→ DATASET CONTENT
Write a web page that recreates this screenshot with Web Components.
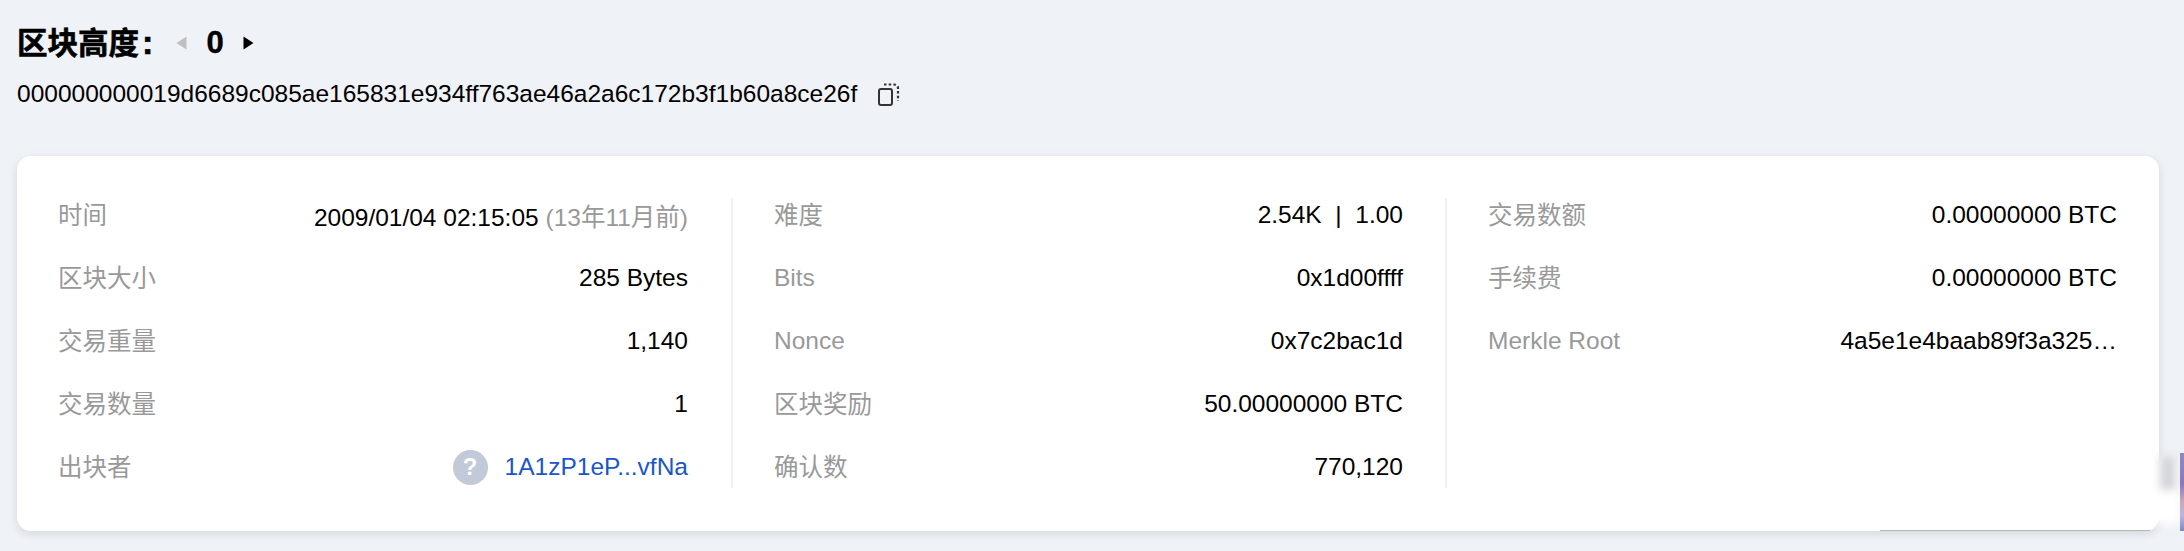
<!DOCTYPE html>
<html lang="zh">
<head>
<meta charset="utf-8">
<title>区块高度</title>
<style>
    html, body {
        margin: 0;
        height: 100%;
        background: #eff2f6;
        overflow: hidden;
    }
</style>
</head>
<body>
<block-page>
    <block-header slot="header" height="0" hash="000000000019d6689c085ae165831e934ff763ae46a2a6c172b3f1b60a8ce26f"></block-header>
    <info-card>
        <info-col>
            <info-row label="时间">2009/01/04 02:15:05 <span style="color:#999">(13年11月前)</span></info-row>
            <info-row label="区块大小">285 Bytes</info-row>
            <info-row label="交易重量">1,140</info-row>
            <info-row label="交易数量">1</info-row>
            <info-row label="出块者"><miner-link>1A1zP1eP...vfNa</miner-link></info-row>
        </info-col>
        <info-col>
            <info-row label="难度">2.54K&nbsp; |&nbsp; 1.00</info-row>
            <info-row label="Bits">0x1d00ffff</info-row>
            <info-row label="Nonce">0x7c2bac1d</info-row>
            <info-row label="区块奖励">50.00000000 BTC</info-row>
            <info-row label="确认数">770,120</info-row>
        </info-col>
        <info-col>
            <info-row label="交易数额">0.00000000 BTC</info-row>
            <info-row label="手续费">0.00000000 BTC</info-row>
            <info-row label="Merkle Root">4a5e1e4baab89f3a325…</info-row>
        </info-col>
    </info-card>
</block-page>

<script>
const FONT = '"Liberation Sans", "Noto Sans CJK SC", sans-serif';

class BlockPage extends HTMLElement {
    constructor() {
        super();
        this.attachShadow({mode: 'open'});
        this.shadowRoot.innerHTML = `
            <style>
                :host {
                    display: block;
                    position: relative;
                    height: 551px;
                    padding: 0 25px 0 17px;
                    box-sizing: border-box;
                    overflow: hidden;
                    font-family: ${FONT};
                    color: #000;
                }
                /* leftover smudge in the lower right corner */
                .patch, .grey, .strip, .edge {
                    position: absolute;
                    pointer-events: none;
                }
                .patch {
                    left: 2150px;
                    top: 458px;
                    width: 30px;
                    height: 66px;
                    background: #fff;
                    filter: blur(5px);
                }
                .grey {
                    left: 2160px;
                    top: 456px;
                    width: 16px;
                    height: 34px;
                    background: #d4d5da;
                    filter: blur(4px);
                }
                .strip {
                    left: 2180px;
                    top: 453px;
                    width: 4px;
                    height: 78px;
                    background: linear-gradient(#8f86c8 0%, #8a78bc 40%, #c9a6bc 62%, #b9b8dc 80%, #7f86c4 100%);
                }
                .edge {
                    left: 1880px;
                    top: 530px;
                    width: 270px;
                    height: 1px;
                    background: #b4b9b4;
                    filter: blur(0.5px);
                }
            </style>
            <slot name="header"></slot>
            <slot></slot>
            <div class="patch"></div>
            <div class="grey"></div>
            <div class="edge"></div>
            <div class="strip"></div>
        `;
    }
}

class BlockHeader extends HTMLElement {
    constructor() {
        super();
        this.attachShadow({mode: 'open'});
        this.shadowRoot.innerHTML = `
            <style>
                :host {
                    display: block;
                    height: 156px;
                    padding-top: 24px;
                    box-sizing: border-box;
                }
                .title {
                    display: flex;
                    align-items: center;
                    height: 38px;
                    font-size: 31px;
                    font-weight: 700;
                }
                .title h1 {
                    margin: -5px 0 0;
                    width: 159px;
                    font: inherit;
                    font-size: 30.5px;
                    -webkit-text-stroke: 0.6px #000;
                }
                .title h1 span {
                    margin-left: 3px;
                    font-size: 34px;
                }
                .height {
                    width: 56px;
                    text-align: center;
                    -webkit-text-stroke: 0.4px #000;
                }
                .arrow {
                    display: block;
                    width: 11px;
                    height: 14px;
                }
                .hash {
                    display: flex;
                    align-items: center;
                    margin-top: 15px;
                    height: 34px;
                    font-size: 24.5px;
                    font-weight: 400;
                }
                svg.copy {
                    margin-left: 20px;
                    margin-top: -1px;
                    width: 24px;
                    height: 26px;
                }
            </style>
            <div class="title">
                <h1>区块高度<span>:</span></h1>
                <svg class="arrow" viewBox="0 0 11 14"><path d="M10.5 0.5V13.5L0.5 7Z" fill="#bdbfc2"/></svg>
                <span class="height" id="height"></span>
                <svg class="arrow" viewBox="0 0 11 14"><path d="M0.5 0.5V13.5L10.5 7Z" fill="#000"/></svg>
            </div>
            <div class="hash">
                <span id="hash"></span>
                <svg class="copy" viewBox="0 0 24 26" fill="none" stroke="#333">
                    <rect x="2" y="8" width="13" height="16" rx="2" stroke-width="2"/>
                    <path d="M7 3.500H17C19 3.500 21 5 21 7V20" stroke-width="2.200" stroke-dasharray="2.500 2.200"/>
                </svg>
            </div>
        `;
    }

    connectedCallback() {
        this.shadowRoot.querySelector('#height').textContent = this.getAttribute('height');
        this.shadowRoot.querySelector('#hash').textContent = this.getAttribute('hash');
    }
}

class InfoCard extends HTMLElement {
    constructor() {
        super();
        this.attachShadow({mode: 'open'});
        this.shadowRoot.innerHTML = `
            <style>
                :host {
                    display: grid;
                    grid-template-columns: repeat(3, 1fr);
                    height: 375px;
                    padding: 42px 0 43px;
                    box-sizing: border-box;
                    background: #fff;
                    border-radius: 14px;
                    box-shadow: 0 3px 10px rgba(30, 50, 80, 0.13);
                }
            </style>
            <slot></slot>
        `;
    }
}

class InfoCol extends HTMLElement {
    constructor() {
        super();
        this.attachShadow({mode: 'open'});
        this.shadowRoot.innerHTML = `
            <style>
                :host {
                    display: flex;
                    flex-direction: column;
                    gap: 29px;
                    padding: 0 42px 0 41px;
                    border-left: 2px solid #eff0f2;
                    box-sizing: border-box;
                    min-width: 0;
                }
                :host(:first-child) {
                    border-left: 0;
                    padding: 0 43px 0 41px;
                }
            </style>
            <slot></slot>
        `;
    }
}

class InfoRow extends HTMLElement {
    constructor() {
        super();
        this.attachShadow({mode: 'open'});
        this.shadowRoot.innerHTML = `
            <style>
                :host {
                    display: flex;
                    justify-content: space-between;
                    align-items: center;
                    height: 34px;
                    font-size: 24.5px;
                    white-space: nowrap;
                }
                .label {
                    color: #999;
                }
                .label.cjk {
                    margin-top: -3px;
                }
            </style>
            <span class="label" id="label"></span>
            <span class="value"><slot></slot></span>
        `;
    }

    connectedCallback() {
        const label = this.shadowRoot.querySelector('#label');
        const text = this.getAttribute('label');
        label.textContent = text;
        label.classList.toggle('cjk', /[^\x00-\x7f]/.test(text));
    }
}

class MinerLink extends HTMLElement {
    constructor() {
        super();
        this.attachShadow({mode: 'open'});
        this.shadowRoot.innerHTML = `
            <style>
                :host {
                    display: inline-flex;
                    align-items: center;
                    gap: 17px;
                    color: #1a56c8;
                    vertical-align: middle;
                }
                .avatar {
                    display: flex;
                    align-items: center;
                    justify-content: center;
                    width: 35px;
                    height: 35px;
                    border-radius: 50%;
                    background: #c2c9d9;
                    color: #fff;
                    font-size: 24px;
                    font-weight: 700;
                }
            </style>
            <span class="avatar">?</span>
            <slot></slot>
        `;
    }
}

customElements.define('block-page', BlockPage);
customElements.define('block-header', BlockHeader);
customElements.define('info-card', InfoCard);
customElements.define('info-col', InfoCol);
customElements.define('info-row', InfoRow);
customElements.define('miner-link', MinerLink);
</script>
</body>
</html>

→ TASK TO CARRY OUT
From the data above, write out everything exactly except the pictures.

→ SOLUTION
Write a web page that recreates this screenshot with Web Components.
<!DOCTYPE html>
<html lang="zh">
<head>
<meta charset="utf-8">
<title>区块高度</title>
<style>
    html, body {
        margin: 0;
        height: 100%;
        background: #eff2f6;
        overflow: hidden;
    }
</style>
</head>
<body>
<block-page>
    <block-header slot="header" height="0" hash="000000000019d6689c085ae165831e934ff763ae46a2a6c172b3f1b60a8ce26f"></block-header>
    <info-card>
        <info-col>
            <info-row label="时间">2009/01/04 02:15:05 <span style="color:#999">(13年11月前)</span></info-row>
            <info-row label="区块大小">285 Bytes</info-row>
            <info-row label="交易重量">1,140</info-row>
            <info-row label="交易数量">1</info-row>
            <info-row label="出块者"><miner-link>1A1zP1eP...vfNa</miner-link></info-row>
        </info-col>
        <info-col>
            <info-row label="难度">2.54K&nbsp; |&nbsp; 1.00</info-row>
            <info-row label="Bits">0x1d00ffff</info-row>
            <info-row label="Nonce">0x7c2bac1d</info-row>
            <info-row label="区块奖励">50.00000000 BTC</info-row>
            <info-row label="确认数">770,120</info-row>
        </info-col>
        <info-col>
            <info-row label="交易数额">0.00000000 BTC</info-row>
            <info-row label="手续费">0.00000000 BTC</info-row>
            <info-row label="Merkle Root">4a5e1e4baab89f3a325…</info-row>
        </info-col>
    </info-card>
</block-page>

<script>
const FONT = '"Liberation Sans", "Noto Sans CJK SC", sans-serif';

class BlockPage extends HTMLElement {
    constructor() {
        super();
        this.attachShadow({mode: 'open'});
        this.shadowRoot.innerHTML = `
            <style>
                :host {
                    display: block;
                    position: relative;
                    height: 551px;
                    padding: 0 25px 0 17px;
                    box-sizing: border-box;
                    overflow: hidden;
                    font-family: ${FONT};
                    color: #000;
                }
                /* leftover smudge in the lower right corner */
                .patch, .grey, .strip, .edge {
                    position: absolute;
                    pointer-events: none;
                }
                .patch {
                    left: 2150px;
                    top: 458px;
                    width: 30px;
                    height: 66px;
                    background: #fff;
                    filter: blur(5px);
                }
                .grey {
                    left: 2160px;
                    top: 456px;
                    width: 16px;
                    height: 34px;
                    background: #d4d5da;
                    filter: blur(4px);
                }
                .strip {
                    left: 2180px;
                    top: 453px;
                    width: 4px;
                    height: 78px;
                    background: linear-gradient(#8f86c8 0%, #8a78bc 40%, #c9a6bc 62%, #b9b8dc 80%, #7f86c4 100%);
                }
                .edge {
                    left: 1880px;
                    top: 530px;
                    width: 270px;
                    height: 1px;
                    background: #b4b9b4;
                    filter: blur(0.5px);
                }
            </style>
            <slot name="header"></slot>
            <slot></slot>
            <div class="patch"></div>
            <div class="grey"></div>
            <div class="edge"></div>
            <div class="strip"></div>
        `;
    }
}

class BlockHeader extends HTMLElement {
    constructor() {
        super();
        this.attachShadow({mode: 'open'});
        this.shadowRoot.innerHTML = `
            <style>
                :host {
                    display: block;
                    height: 156px;
                    padding-top: 24px;
                    box-sizing: border-box;
                }
                .title {
                    display: flex;
                    align-items: center;
                    height: 38px;
                    font-size: 31px;
                    font-weight: 700;
                }
                .title h1 {
                    margin: -5px 0 0;
                    width: 159px;
                    font: inherit;
                    font-size: 30.5px;
                    -webkit-text-stroke: 0.6px #000;
                }
                .title h1 span {
                    margin-left: 3px;
                    font-size: 34px;
                }
                .height {
                    width: 56px;
                    text-align: center;
                    -webkit-text-stroke: 0.4px #000;
                }
                .arrow {
                    display: block;
                    width: 11px;
                    height: 14px;
                }
                .hash {
                    display: flex;
                    align-items: center;
                    margin-top: 15px;
                    height: 34px;
                    font-size: 24.5px;
                    font-weight: 400;
                }
                svg.copy {
                    margin-left: 20px;
                    margin-top: -1px;
                    width: 24px;
                    height: 26px;
                }
            </style>
            <div class="title">
                <h1>区块高度<span>:</span></h1>
                <svg class="arrow" viewBox="0 0 11 14"><path d="M10.5 0.5V13.5L0.5 7Z" fill="#bdbfc2"/></svg>
                <span class="height" id="height"></span>
                <svg class="arrow" viewBox="0 0 11 14"><path d="M0.5 0.5V13.5L10.5 7Z" fill="#000"/></svg>
            </div>
            <div class="hash">
                <span id="hash"></span>
                <svg class="copy" viewBox="0 0 24 26" fill="none" stroke="#333">
                    <rect x="2" y="8" width="13" height="16" rx="2" stroke-width="2"/>
                    <path d="M7 3.500H17C19 3.500 21 5 21 7V20" stroke-width="2.200" stroke-dasharray="2.500 2.200"/>
                </svg>
            </div>
        `;
    }

    connectedCallback() {
        this.shadowRoot.querySelector('#height').textContent = this.getAttribute('height');
        this.shadowRoot.querySelector('#hash').textContent = this.getAttribute('hash');
    }
}

class InfoCard extends HTMLElement {
    constructor() {
        super();
        this.attachShadow({mode: 'open'});
        this.shadowRoot.innerHTML = `
            <style>
                :host {
                    display: grid;
                    grid-template-columns: repeat(3, 1fr);
                    height: 375px;
                    padding: 42px 0 43px;
                    box-sizing: border-box;
                    background: #fff;
                    border-radius: 14px;
                    box-shadow: 0 3px 10px rgba(30, 50, 80, 0.13);
                }
            </style>
            <slot></slot>
        `;
    }
}

class InfoCol extends HTMLElement {
    constructor() {
        super();
        this.attachShadow({mode: 'open'});
        this.shadowRoot.innerHTML = `
            <style>
                :host {
                    display: flex;
                    flex-direction: column;
                    gap: 29px;
                    padding: 0 42px 0 41px;
                    border-left: 2px solid #eff0f2;
                    box-sizing: border-box;
                    min-width: 0;
                }
                :host(:first-child) {
                    border-left: 0;
                    padding: 0 43px 0 41px;
                }
            </style>
            <slot></slot>
        `;
    }
}

class InfoRow extends HTMLElement {
    constructor() {
        super();
        this.attachShadow({mode: 'open'});
        this.shadowRoot.innerHTML = `
            <style>
                :host {
                    display: flex;
                    justify-content: space-between;
                    align-items: center;
                    height: 34px;
                    font-size: 24.5px;
                    white-space: nowrap;
                }
                .label {
                    color: #999;
                }
                .label.cjk {
                    margin-top: -3px;
                }
            </style>
            <span class="label" id="label"></span>
            <span class="value"><slot></slot></span>
        `;
    }

    connectedCallback() {
        const label = this.shadowRoot.querySelector('#label');
        const text = this.getAttribute('label');
        label.textContent = text;
        label.classList.toggle('cjk', /[^\x00-\x7f]/.test(text));
    }
}

class MinerLink extends HTMLElement {
    constructor() {
        super();
        this.attachShadow({mode: 'open'});
        this.shadowRoot.innerHTML = `
            <style>
                :host {
                    display: inline-flex;
                    align-items: center;
                    gap: 17px;
                    color: #1a56c8;
                    vertical-align: middle;
                }
                .avatar {
                    display: flex;
                    align-items: center;
                    justify-content: center;
                    width: 35px;
                    height: 35px;
                    border-radius: 50%;
                    background: #c2c9d9;
                    color: #fff;
                    font-size: 24px;
                    font-weight: 700;
                }
            </style>
            <span class="avatar">?</span>
            <slot></slot>
        `;
    }
}

customElements.define('block-page', BlockPage);
customElements.define('block-header', BlockHeader);
customElements.define('info-card', InfoCard);
customElements.define('info-col', InfoCol);
customElements.define('info-row', InfoRow);
customElements.define('miner-link', MinerLink);
</script>
</body>
</html>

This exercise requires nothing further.